EXERCISE GOAL.
Take every line from the listing below that contains "table".

Code that builds pages.
================================

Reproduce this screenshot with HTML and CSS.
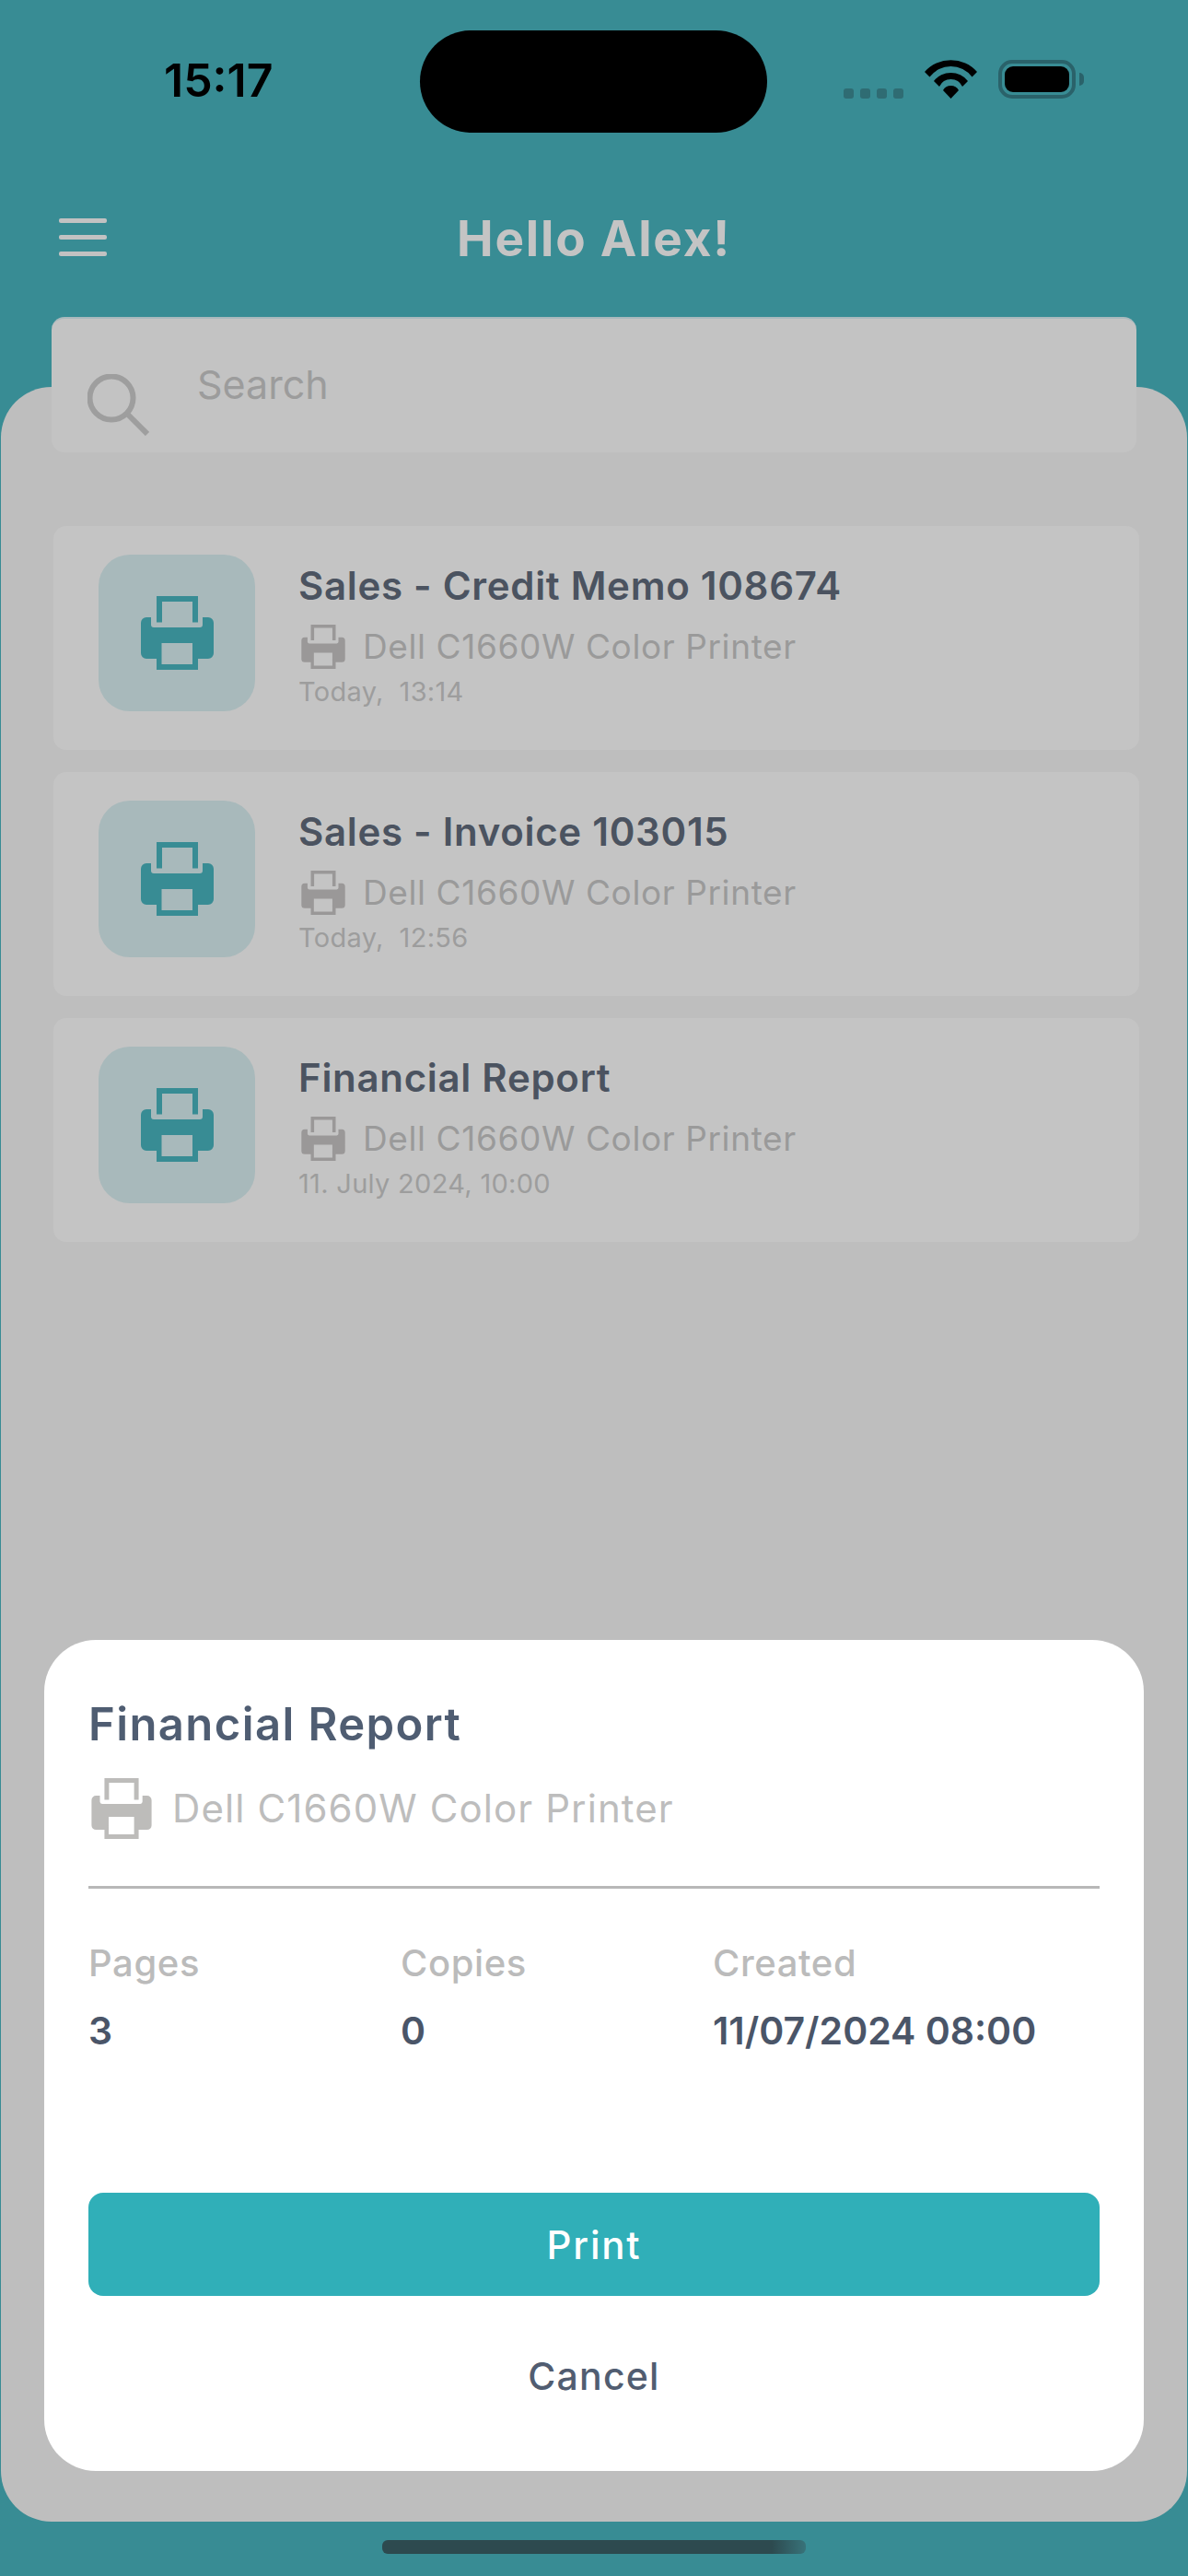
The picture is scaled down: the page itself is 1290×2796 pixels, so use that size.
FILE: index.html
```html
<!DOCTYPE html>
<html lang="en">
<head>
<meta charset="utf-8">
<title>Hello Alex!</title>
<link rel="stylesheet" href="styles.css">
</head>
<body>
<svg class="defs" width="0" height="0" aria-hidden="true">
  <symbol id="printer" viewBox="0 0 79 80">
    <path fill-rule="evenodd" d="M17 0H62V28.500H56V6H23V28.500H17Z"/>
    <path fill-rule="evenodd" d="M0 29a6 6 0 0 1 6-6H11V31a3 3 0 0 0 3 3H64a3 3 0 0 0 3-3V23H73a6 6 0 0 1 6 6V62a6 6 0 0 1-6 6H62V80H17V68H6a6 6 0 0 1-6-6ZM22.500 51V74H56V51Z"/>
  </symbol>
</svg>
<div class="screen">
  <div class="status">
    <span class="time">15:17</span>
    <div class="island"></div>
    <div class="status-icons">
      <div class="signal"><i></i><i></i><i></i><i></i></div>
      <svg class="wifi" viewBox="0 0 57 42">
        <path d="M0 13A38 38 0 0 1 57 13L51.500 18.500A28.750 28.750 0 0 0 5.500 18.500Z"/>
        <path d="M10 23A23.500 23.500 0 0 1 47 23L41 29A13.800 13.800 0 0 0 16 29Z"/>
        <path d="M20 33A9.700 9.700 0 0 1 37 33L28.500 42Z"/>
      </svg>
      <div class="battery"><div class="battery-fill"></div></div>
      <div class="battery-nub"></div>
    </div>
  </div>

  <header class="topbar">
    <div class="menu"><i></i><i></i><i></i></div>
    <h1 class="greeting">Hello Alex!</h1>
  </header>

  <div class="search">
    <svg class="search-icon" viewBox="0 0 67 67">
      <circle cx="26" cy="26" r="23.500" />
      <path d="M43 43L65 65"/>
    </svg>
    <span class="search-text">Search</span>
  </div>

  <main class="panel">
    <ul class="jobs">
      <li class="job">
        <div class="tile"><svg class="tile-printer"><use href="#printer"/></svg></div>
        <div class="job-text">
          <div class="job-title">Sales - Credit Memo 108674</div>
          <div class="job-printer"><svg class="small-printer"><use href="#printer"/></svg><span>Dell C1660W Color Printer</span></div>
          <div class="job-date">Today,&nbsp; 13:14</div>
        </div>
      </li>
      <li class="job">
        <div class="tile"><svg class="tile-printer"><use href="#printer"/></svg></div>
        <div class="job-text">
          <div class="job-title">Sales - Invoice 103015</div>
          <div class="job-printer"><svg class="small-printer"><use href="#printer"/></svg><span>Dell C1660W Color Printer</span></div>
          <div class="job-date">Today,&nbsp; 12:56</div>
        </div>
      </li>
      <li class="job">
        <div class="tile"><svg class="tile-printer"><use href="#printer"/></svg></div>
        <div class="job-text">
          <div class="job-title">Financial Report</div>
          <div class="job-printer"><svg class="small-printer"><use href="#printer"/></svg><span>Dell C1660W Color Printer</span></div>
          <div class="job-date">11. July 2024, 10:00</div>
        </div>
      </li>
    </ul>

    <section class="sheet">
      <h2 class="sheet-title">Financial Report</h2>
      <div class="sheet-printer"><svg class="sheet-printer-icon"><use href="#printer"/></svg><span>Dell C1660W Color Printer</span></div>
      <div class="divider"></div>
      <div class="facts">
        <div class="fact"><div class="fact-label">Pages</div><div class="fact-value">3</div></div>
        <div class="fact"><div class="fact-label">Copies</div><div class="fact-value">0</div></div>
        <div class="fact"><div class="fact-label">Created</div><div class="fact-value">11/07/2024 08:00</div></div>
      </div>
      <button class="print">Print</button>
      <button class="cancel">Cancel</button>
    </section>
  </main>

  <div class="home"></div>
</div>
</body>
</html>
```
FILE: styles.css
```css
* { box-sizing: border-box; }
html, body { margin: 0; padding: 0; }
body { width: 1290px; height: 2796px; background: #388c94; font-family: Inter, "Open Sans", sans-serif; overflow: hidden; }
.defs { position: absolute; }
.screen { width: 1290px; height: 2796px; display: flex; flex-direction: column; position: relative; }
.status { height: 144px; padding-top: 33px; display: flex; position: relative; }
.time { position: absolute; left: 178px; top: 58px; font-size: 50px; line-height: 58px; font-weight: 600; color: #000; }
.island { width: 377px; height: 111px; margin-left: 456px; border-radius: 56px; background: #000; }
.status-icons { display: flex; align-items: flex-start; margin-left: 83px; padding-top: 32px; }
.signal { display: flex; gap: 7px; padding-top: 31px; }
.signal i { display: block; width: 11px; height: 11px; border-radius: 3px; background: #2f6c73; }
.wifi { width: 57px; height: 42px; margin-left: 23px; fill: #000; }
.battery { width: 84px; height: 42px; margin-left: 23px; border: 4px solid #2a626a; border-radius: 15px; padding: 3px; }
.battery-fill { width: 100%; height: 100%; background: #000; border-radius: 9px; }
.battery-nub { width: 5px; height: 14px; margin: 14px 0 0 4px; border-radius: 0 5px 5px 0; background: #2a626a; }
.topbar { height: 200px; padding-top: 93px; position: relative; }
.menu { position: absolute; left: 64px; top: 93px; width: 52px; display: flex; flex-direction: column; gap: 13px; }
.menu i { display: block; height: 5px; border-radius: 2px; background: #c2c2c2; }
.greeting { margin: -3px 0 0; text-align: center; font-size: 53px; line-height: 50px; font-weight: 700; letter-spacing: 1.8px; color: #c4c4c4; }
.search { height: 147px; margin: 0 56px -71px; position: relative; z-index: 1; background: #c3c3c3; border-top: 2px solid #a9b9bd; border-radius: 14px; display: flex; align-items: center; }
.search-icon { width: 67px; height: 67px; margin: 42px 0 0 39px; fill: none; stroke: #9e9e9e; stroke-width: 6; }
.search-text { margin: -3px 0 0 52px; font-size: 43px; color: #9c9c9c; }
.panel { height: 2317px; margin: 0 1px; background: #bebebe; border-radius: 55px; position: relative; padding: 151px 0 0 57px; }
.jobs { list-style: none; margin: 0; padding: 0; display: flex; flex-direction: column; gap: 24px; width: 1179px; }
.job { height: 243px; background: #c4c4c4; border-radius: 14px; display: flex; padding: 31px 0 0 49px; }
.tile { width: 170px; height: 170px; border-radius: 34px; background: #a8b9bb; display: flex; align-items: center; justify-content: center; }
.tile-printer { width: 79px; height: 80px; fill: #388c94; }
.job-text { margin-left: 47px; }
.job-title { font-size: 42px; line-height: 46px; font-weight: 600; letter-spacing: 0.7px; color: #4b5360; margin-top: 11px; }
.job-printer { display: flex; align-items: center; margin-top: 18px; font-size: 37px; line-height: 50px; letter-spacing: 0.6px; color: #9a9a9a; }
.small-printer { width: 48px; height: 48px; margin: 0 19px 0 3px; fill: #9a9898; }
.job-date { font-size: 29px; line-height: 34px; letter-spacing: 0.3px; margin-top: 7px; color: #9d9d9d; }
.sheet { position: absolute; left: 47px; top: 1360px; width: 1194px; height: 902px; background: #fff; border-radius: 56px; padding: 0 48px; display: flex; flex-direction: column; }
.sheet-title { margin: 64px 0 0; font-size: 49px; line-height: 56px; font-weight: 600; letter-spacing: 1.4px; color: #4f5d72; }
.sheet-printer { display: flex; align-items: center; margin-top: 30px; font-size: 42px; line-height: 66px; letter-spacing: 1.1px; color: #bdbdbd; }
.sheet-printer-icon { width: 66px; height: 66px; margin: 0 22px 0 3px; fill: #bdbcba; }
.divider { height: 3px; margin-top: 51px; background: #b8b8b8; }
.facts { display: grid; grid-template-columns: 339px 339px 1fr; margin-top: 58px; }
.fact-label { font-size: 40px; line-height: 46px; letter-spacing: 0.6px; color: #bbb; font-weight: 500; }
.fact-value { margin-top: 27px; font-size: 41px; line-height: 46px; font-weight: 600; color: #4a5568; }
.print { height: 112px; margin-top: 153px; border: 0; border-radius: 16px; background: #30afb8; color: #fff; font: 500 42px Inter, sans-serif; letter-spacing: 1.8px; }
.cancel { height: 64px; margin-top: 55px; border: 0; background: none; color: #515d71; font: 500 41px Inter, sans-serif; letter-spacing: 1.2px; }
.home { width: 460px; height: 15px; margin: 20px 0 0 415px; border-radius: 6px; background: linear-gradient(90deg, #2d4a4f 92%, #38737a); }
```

================================

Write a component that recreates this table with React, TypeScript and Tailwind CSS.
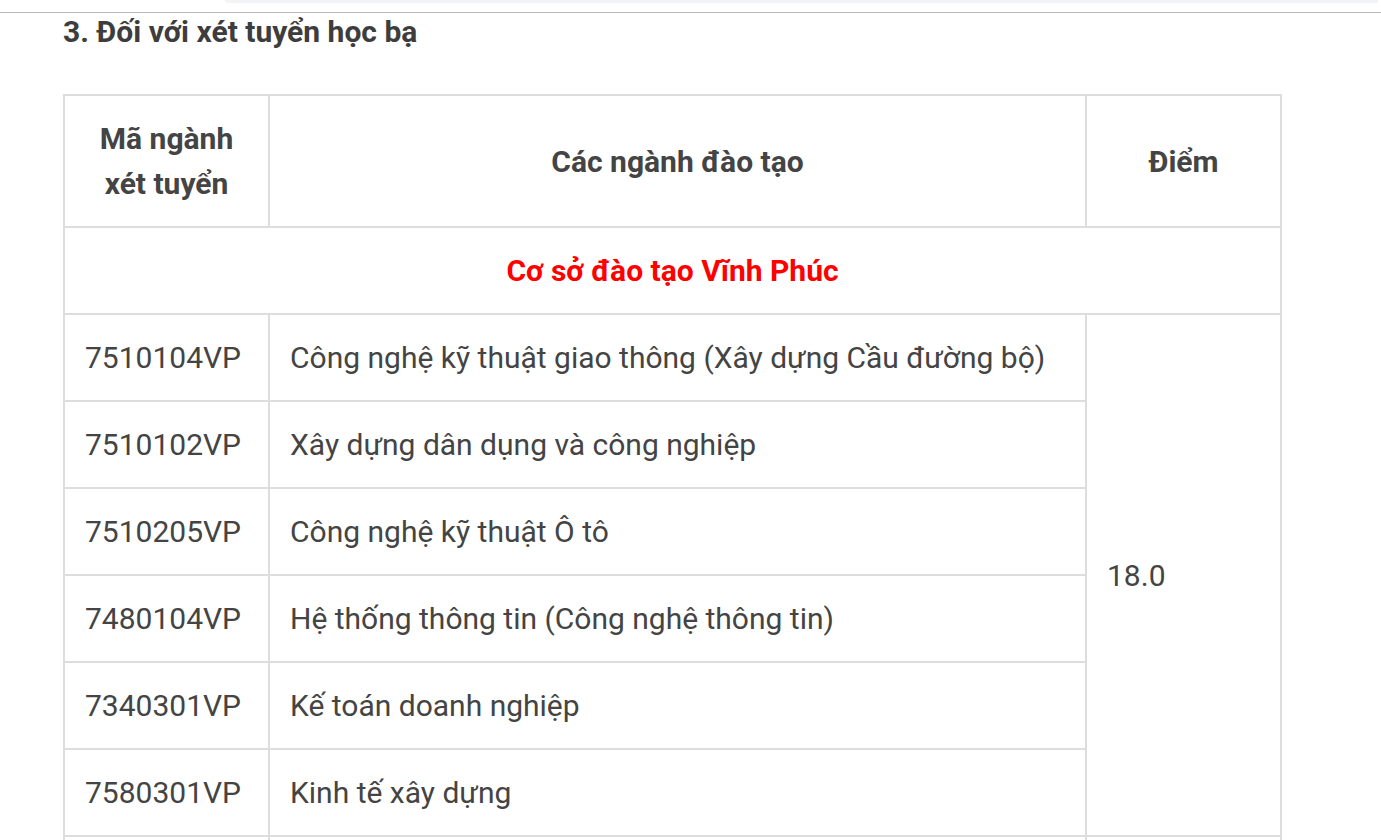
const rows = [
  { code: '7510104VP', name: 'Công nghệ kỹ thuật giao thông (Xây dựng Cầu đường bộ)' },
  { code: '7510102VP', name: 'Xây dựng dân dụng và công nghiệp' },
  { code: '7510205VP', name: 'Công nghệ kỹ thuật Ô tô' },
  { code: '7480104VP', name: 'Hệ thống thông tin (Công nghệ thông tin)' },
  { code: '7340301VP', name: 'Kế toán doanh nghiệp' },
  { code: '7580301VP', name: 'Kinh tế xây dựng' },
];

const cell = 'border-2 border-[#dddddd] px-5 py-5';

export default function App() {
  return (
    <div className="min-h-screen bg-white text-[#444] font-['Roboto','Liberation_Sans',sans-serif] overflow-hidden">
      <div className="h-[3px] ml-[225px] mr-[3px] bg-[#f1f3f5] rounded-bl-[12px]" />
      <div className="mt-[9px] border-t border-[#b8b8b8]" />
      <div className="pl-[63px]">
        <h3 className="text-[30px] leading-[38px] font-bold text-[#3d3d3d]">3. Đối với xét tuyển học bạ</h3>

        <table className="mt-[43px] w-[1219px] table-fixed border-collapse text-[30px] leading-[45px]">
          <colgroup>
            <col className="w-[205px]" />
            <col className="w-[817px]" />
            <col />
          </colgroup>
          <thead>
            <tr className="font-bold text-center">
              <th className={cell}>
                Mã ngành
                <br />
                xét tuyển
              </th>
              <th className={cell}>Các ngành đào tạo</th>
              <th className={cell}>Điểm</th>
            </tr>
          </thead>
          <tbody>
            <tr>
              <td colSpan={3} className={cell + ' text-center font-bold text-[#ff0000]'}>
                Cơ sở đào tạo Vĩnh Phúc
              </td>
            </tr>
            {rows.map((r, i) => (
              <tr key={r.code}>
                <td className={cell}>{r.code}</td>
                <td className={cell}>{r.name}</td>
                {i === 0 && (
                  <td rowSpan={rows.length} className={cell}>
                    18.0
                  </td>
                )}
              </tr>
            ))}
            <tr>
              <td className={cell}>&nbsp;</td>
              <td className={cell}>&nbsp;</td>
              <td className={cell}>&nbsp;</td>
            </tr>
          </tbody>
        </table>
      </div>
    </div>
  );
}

================================

EXPECTED ANSWER.
Write a component that recreates this table with React, TypeScript and Tailwind CSS.
        <table className="mt-[43px] w-[1219px] table-fixed border-collapse text-[30px] leading-[45px]">
        </table>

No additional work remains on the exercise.